EXERCISE OBJECTIVE:
Assemble all lines in which the string "index" appears.

SOURCE RECORDS:
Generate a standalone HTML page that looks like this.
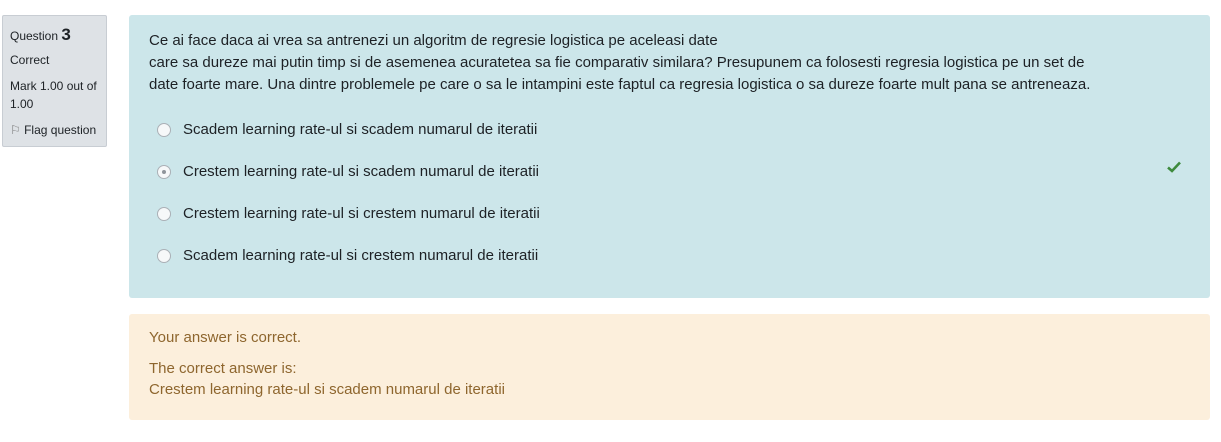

==

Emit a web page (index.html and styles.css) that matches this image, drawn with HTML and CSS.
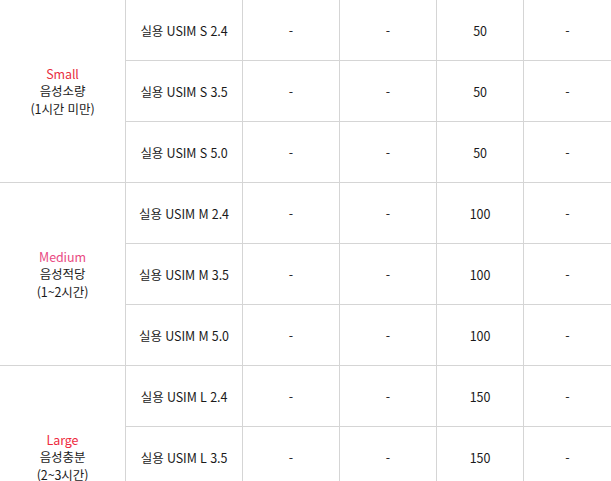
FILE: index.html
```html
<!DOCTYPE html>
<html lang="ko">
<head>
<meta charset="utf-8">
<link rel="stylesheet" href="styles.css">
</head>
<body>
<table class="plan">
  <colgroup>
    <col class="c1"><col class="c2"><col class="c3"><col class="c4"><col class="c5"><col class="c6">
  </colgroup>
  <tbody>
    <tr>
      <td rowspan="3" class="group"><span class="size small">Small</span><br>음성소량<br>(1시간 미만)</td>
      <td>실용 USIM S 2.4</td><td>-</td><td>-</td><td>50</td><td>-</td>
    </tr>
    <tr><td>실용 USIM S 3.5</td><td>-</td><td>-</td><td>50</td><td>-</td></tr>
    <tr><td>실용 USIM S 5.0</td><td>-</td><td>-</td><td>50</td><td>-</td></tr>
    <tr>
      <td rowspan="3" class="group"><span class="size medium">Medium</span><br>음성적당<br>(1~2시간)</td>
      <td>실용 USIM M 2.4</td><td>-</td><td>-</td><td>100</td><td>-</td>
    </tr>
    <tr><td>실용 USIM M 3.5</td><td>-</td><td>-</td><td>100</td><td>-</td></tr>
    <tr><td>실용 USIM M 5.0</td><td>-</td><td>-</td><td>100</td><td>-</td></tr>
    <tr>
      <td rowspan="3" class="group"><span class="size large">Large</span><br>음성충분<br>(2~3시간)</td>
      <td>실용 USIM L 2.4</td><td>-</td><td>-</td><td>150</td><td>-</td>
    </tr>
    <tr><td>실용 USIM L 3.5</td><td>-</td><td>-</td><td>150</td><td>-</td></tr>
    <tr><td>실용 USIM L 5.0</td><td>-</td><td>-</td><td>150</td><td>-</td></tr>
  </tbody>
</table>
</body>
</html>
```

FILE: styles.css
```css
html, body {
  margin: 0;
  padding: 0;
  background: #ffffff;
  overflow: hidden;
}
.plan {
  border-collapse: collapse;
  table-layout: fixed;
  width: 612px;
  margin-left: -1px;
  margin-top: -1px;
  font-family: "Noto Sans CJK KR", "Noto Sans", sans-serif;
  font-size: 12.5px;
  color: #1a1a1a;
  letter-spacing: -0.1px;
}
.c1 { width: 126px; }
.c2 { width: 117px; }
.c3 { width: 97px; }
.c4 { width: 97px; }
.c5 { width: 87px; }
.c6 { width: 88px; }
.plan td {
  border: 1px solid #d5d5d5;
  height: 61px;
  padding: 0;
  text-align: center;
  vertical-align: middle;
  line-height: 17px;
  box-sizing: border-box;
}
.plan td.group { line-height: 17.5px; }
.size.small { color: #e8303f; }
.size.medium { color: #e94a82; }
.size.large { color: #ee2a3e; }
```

SOLVED PROBLEM:
Emit a web page (index.html and styles.css) that matches this image, drawn with HTML and CSS.
FILE: index.html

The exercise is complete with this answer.